La vente aux enchères constitue souvent le moyen le plus transparent de valoriser des objets de valeur. Les maisons de ventes sont soumises à des obligations légales strictes, notamment en matière de provenance des objets. L’article L. 321-17 du Code de commerce impose ainsi aux opérateurs de ventes volontaires de tenir un registre détaillant l’origine des biens mis en vente.

Pour les objets présentant un intérêt patrimonial mais sans grande valeur marchande, le don à des musées ou institutions culturelles peut constituer une solution pertinente. Ces dons peuvent, sous certaines conditions, ouvrir droit à des avantages fiscaux, comme le prévoit l’article 200 du Code général des impôts.
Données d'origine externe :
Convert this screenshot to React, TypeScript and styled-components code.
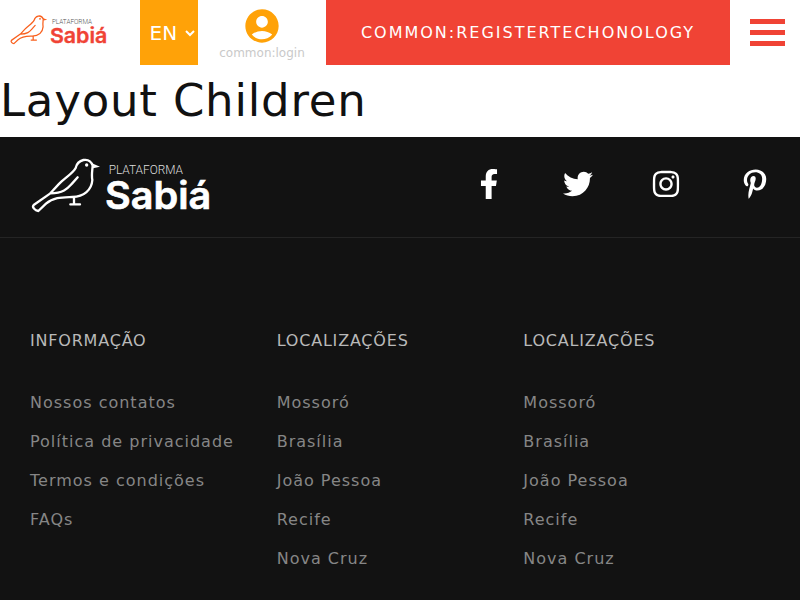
import React from "react";
import styled, { createGlobalStyle } from "styled-components";
import { MdAccountCircle } from "react-icons/md";
import { FaFacebookF, FaTwitter, FaInstagram, FaPinterestP } from "react-icons/fa";

const GlobalStyle = createGlobalStyle`
  *, *::before, *::after { box-sizing: border-box; margin: 0; padding: 0; }
  body {
    background: #fff;
    color: #111;
    font-family: "DejaVu Sans", sans-serif;
    letter-spacing: 1px;
    overflow: hidden;
  }
`;

const Header = styled.header`
  display: flex;
  height: 65px;
  background: #fff;
`;

const HeaderLogo = styled.a`
  width: 140px;
  padding: 8px 0 0 4px;
`;

const LogoSvg = styled.svg<{ $width: number }>`
  display: block;
  width: ${(p) => p.$width}px;
  height: ${(p) => p.$width * 0.4}px;
`;

const Language = styled.button`
  display: flex;
  align-items: center;
  justify-content: space-between;
  width: 58px;
  padding: 1px 3px 0 9.5px;
  border: 0;
  background: #ffa208;
  color: #fff;
  font: 20px "DejaVu Sans", sans-serif;
`;

const Login = styled.a`
  display: flex;
  flex-direction: column;
  align-items: center;
  width: 128px;
  padding-top: 6px;
  color: #ffa208;
`;

const LoginLabel = styled.span`
  color: #c9c9c9;
  font-size: 12px;
  line-height: 14px;
  letter-spacing: 0;
`;

const Register = styled.button`
  width: 404px;
  border: 0;
  background: #f04335;
  color: #fff;
  font: 16px "DejaVu Sans", sans-serif;
  letter-spacing: 2px;
  text-transform: uppercase;
`;

const Menu = styled.button`
  display: flex;
  flex: 1;
  flex-direction: column;
  justify-content: center;
  gap: 6px;
  padding: 0 15px 0 20px;
  border: 0;
  background: #fff;
`;

const MenuBar = styled.span`
  height: 5px;
  background: #f04335;
`;

const Title = styled.h1`
  height: 72px;
  font-size: 45px;
  font-weight: 400;
  line-height: 72px;
  letter-spacing: 0.8px;
`;

const Footer = styled.footer`
  min-height: 463px;
  background: #121212;
`;

const FooterTop = styled.div`
  display: flex;
  align-items: flex-start;
  justify-content: space-between;
  height: 101px;
  padding: 8px 30px 0 20px;
  border-bottom: 1px solid #242424;
`;

const Social = styled.nav`
  display: flex;
  gap: 58.67px;
  padding-top: 24px;
  color: #fff;
`;

const Columns = styled.div`
  display: grid;
  grid-template-columns: repeat(3, 1fr);
  padding: 93px 30px 0;
`;

const ColumnTitle = styled.h2`
  margin-bottom: 43px;
  color: #b9b9b9;
  font-size: 16px;
  font-weight: 400;
  line-height: 19px;
  letter-spacing: 0.8px;
  text-transform: uppercase;
`;

const Links = styled.ul`
  display: grid;
  gap: 20px;
  list-style: none;
`;

const LinkItem = styled.li`
  color: #868686;
  font-size: 16px;
  line-height: 19px;
  white-space: nowrap;
`;

type LogoProps = { width: number; bird: string; name: string; tagline: string };

function Logo({ width, bird, name, tagline }: LogoProps) {
  return (
    <LogoSvg $width={width} viewBox="0 0 600 240" role="img" aria-label="Plataforma Sabiá">
      <g fill="none" stroke={bird} strokeWidth="7" strokeLinecap="round" strokeLinejoin="round">
        <path d="M218 62C213 47 201 43 190 45C177 48 170 56 167 69C158 86 134 99 115 119L91 145L41 180C35 186 45 197 55 198L78 176C102 155 130 157 157 156C192 155 215 135 217 105C214 90 217 76 218 62M91 145C132 145 143 130 156 116L173 97M162 157V178M151 178H180" />
      </g>
      <path d="M216 55L240 65L219 70Z" fill={bird} />
      <circle cx="200" cy="60" r="5" fill={bird} />
      <text x="266" y="87" fill={tagline} fontFamily="Roboto" fontWeight="300" fontSize="36" letterSpacing="0" textLength="223" lengthAdjust="spacingAndGlyphs">PLATAFORMA</text>
      <text x="255" y="192" fill={name} stroke={name} strokeWidth="2" fontFamily="Inter" fontWeight="600" fontSize="114" letterSpacing="0" textLength="319" lengthAdjust="spacingAndGlyphs">Sabiá</text>
    </LogoSvg>
  );
}

const cities = ["Mossoró", "Brasília", "João Pessoa", "Recife", "Nova Cruz"];
const columns = [
  { title: "Informação", links: ["Nossos contatos", "Política de privacidade", "Termos e condições", "FAQs"] },
  { title: "Localizações", links: cities },
  { title: "Localizações", links: cities },
];

export default function App() {
  return (
    <>
      <GlobalStyle />
      <Header>
        <HeaderLogo>
          <Logo width={108} bird="#f9601e" name="#f04335" tagline="#555" />
        </HeaderLogo>
        <Language>
          EN
          <svg width="10" height="7" viewBox="0 0 10 7" fill="none" stroke="#fff" strokeWidth="2">
            <path d="M1 1L5 5L9 1" />
          </svg>
        </Language>
        <Login>
          <MdAccountCircle size={40} />
          <LoginLabel>common:login</LoginLabel>
        </Login>
        <Register>common:registerTechonology</Register>
        <Menu aria-label="Menu">
          <MenuBar />
          <MenuBar />
          <MenuBar />
        </Menu>
      </Header>
      <Title>Layout Children</Title>
      <Footer>
        <FooterTop>
          <Logo width={200} bird="#fff" name="#fff" tagline="#ddd" />
          <Social>
            <FaFacebookF size={30} />
            <FaTwitter size={30} />
            <FaInstagram size={30} />
            <FaPinterestP size={30} />
          </Social>
        </FooterTop>
        <Columns>
          {columns.map((column, index) => (
            <section key={index}>
              <ColumnTitle>{column.title}</ColumnTitle>
              <Links>
                {column.links.map((link) => (
                  <LinkItem key={link}>{link}</LinkItem>
                ))}
              </Links>
            </section>
          ))}
        </Columns>
      </Footer>
    </>
  );
}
Dans tous les cas, la formalisation écrite de la transmission (contrat de vente, acte de donation) est recommandée pour sécuriser juridiquement l’opération et éviter toute contestation ultérieure.

Prévention des litiges

La meilleure stratégie reste la prévention des conflits potentiels liés aux objets découverts lors d’un débarras. Plusieurs approches complémentaires peuvent être adoptées :

L’établissement de clauses contractuelles claires concernant le sort des objets trouvés constitue une précaution essentielle. Ces clauses doivent préciser les responsabilités de chaque partie et les procédures à suivre en cas de découverte significative.

La transparence dans les communications avec toutes les parties prenantes (héritiers, acheteurs, professionnels mandatés) permet d’éviter les malentendus et les suspicions. Cette transparence doit être formalisée par des écrits datés et signés.

En cas de doute sur le statut juridique d’un objet particulier, la consignation chez un tiers de confiance (notaire, avocat) peut constituer une solution temporaire prudente, le temps d’établir clairement les droits de chacun.

Ces précautions, si elles peuvent sembler fastidieuses, constituent en réalité un investissement judicieux pour éviter des procédures judiciaires ultérieures, souvent longues et coûteuses.